Accenture confirms breach after hacker offers stolen source code for sale
Key takeaways
- A hacker known as "888" claims to have stolen 35GB of Accenture data on 6 July, including source code and access keys
- Accenture confirmed the intrusion and says it identified and remediated the source
- Stolen SSH keys and Azure Personal Access Tokens matter more than the code itself if they were still live
- Clients of Accenture's consulting services should confirm any shared credentials have been rotated
A hacker going by "888" put roughly 35GB of alleged Accenture data up for sale on 6 July, including source code, RSA keys, SSH keys, and Azure Personal Access Tokens. Accenture has confirmed it identified the source of the intrusion and remediated it.
The company's public statement says the incident had "no impact on its financial position or operations." That's the sort of line companies reach for after almost every breach, and it may well be true for Accenture's own bottom line. It says nothing about the clients whose access keys and code might now be circulating.
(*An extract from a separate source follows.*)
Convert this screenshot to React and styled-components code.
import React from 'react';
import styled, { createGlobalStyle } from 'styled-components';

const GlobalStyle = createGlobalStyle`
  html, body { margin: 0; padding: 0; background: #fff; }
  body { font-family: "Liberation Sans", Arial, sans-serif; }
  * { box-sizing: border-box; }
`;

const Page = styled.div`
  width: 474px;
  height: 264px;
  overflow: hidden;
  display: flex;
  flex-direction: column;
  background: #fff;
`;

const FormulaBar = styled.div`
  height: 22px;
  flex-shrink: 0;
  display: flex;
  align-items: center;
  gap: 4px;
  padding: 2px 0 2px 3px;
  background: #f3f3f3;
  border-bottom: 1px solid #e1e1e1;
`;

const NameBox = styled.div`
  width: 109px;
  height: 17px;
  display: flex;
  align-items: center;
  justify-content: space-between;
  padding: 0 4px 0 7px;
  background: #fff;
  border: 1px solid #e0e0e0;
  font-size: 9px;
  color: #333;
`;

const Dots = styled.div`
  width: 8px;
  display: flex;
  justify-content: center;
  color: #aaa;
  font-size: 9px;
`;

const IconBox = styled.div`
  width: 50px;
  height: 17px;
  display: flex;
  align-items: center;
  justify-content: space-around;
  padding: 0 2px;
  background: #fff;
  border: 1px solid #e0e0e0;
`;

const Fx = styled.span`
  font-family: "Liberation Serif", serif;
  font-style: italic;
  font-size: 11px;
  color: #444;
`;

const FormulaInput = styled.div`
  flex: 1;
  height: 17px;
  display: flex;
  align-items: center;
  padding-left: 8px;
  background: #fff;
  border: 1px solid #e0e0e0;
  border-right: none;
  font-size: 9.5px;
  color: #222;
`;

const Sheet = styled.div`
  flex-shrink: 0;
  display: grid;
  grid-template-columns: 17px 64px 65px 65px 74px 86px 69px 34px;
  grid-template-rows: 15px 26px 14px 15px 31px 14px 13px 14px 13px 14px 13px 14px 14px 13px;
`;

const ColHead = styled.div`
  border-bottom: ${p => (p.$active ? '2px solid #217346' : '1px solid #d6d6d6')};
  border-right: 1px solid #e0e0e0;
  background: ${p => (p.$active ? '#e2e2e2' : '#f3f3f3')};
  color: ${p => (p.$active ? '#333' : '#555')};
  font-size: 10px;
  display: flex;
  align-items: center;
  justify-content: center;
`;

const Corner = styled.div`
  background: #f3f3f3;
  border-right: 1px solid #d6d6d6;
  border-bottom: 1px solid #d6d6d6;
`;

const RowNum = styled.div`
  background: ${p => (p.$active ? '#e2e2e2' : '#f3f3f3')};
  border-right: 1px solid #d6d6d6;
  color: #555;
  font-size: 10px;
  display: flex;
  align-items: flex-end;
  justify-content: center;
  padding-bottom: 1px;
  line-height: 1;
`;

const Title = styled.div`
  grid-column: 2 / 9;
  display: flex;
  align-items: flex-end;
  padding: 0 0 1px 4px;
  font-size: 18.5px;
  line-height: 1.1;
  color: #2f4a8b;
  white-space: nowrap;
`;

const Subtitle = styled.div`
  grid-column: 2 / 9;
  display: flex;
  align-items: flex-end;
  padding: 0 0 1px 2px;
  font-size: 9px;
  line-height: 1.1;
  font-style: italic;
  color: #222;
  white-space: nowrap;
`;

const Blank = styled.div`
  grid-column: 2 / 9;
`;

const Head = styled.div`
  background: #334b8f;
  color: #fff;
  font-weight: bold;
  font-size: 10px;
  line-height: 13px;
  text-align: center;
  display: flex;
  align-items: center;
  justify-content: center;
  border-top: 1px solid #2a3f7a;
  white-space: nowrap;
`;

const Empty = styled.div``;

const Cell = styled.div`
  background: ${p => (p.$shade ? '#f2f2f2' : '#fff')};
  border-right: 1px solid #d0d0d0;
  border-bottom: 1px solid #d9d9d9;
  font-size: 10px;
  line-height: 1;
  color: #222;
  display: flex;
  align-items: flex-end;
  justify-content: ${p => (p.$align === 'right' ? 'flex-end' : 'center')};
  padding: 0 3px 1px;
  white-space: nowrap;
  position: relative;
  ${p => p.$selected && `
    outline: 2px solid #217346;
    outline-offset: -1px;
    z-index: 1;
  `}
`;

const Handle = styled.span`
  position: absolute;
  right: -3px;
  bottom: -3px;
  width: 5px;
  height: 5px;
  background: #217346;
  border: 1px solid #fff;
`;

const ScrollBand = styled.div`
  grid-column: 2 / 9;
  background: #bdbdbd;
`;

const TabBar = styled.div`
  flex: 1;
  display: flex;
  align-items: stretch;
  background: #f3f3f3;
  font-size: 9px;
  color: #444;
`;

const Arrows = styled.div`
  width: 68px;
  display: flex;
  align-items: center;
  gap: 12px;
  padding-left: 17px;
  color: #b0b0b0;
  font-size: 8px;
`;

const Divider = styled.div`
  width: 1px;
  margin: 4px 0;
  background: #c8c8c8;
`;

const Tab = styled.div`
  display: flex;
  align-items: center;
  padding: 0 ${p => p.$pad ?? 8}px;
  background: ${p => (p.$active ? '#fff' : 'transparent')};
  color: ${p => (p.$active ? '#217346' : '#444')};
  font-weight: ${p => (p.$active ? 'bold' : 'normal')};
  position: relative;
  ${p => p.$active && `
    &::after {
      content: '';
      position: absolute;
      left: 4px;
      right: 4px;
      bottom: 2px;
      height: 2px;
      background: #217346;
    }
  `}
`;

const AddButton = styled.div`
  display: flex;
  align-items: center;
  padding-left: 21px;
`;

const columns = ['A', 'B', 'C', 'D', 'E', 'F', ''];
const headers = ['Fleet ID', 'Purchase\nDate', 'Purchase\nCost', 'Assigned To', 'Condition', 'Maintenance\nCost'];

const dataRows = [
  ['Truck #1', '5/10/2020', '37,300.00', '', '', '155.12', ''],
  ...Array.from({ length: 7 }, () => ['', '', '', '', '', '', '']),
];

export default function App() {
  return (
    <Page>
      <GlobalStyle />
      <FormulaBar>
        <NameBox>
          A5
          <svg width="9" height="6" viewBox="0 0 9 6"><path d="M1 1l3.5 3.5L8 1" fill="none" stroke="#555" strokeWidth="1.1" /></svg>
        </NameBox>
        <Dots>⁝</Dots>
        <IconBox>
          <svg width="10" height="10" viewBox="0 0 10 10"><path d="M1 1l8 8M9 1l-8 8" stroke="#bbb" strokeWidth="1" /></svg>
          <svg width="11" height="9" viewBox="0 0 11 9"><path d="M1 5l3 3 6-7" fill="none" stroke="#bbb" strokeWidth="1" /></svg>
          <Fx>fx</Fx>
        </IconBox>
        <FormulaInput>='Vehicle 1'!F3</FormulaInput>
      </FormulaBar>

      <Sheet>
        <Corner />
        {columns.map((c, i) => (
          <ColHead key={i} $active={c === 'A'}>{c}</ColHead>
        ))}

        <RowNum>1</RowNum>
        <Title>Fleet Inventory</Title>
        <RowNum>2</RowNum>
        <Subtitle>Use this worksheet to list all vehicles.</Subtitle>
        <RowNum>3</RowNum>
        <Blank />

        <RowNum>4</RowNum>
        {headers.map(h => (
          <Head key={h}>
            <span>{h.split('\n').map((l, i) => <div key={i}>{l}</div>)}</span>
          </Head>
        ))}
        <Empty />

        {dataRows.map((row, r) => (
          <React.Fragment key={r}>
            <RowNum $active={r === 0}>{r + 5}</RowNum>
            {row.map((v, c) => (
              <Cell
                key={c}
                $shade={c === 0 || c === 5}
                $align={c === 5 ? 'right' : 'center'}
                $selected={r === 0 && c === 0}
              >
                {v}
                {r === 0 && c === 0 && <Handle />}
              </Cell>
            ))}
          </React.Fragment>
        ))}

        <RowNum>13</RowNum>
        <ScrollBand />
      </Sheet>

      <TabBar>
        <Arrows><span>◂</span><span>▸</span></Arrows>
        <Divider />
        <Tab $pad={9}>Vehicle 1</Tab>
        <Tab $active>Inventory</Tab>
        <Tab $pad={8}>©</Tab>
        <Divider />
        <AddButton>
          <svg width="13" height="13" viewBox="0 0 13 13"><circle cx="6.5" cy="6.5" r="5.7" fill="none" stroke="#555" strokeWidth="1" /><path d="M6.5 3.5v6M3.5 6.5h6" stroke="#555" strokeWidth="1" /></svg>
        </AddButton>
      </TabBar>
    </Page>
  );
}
Why access keys matter more than the headline number
A source code leak sounds bad but is often manageable, code gets patched and rotated. Access tokens and SSH keys are a different problem: if any of those were live at the time of theft and haven't been revoked, they're a working set of house keys for whatever systems they unlock. Consulting firms like Accenture sit inside a huge number of client environments, which is exactly why an intrusion here has ripple effects well beyond one company's own network.
Why this matters: if your organisation uses Accenture for IT consulting, cloud migration, or managed services, ask your security team whether any shared credentials, API keys, or access tokens tied to the Accenture relationship have been rotated since 6 July. Don't wait for Accenture to tell you, ask.
Accenture hasn't published a full technical breakdown of what was accessed versus what was merely claimed. Until it does, treat the hacker's claims as plausible but unverified in scope, while treating the confirmed intrusion itself as real.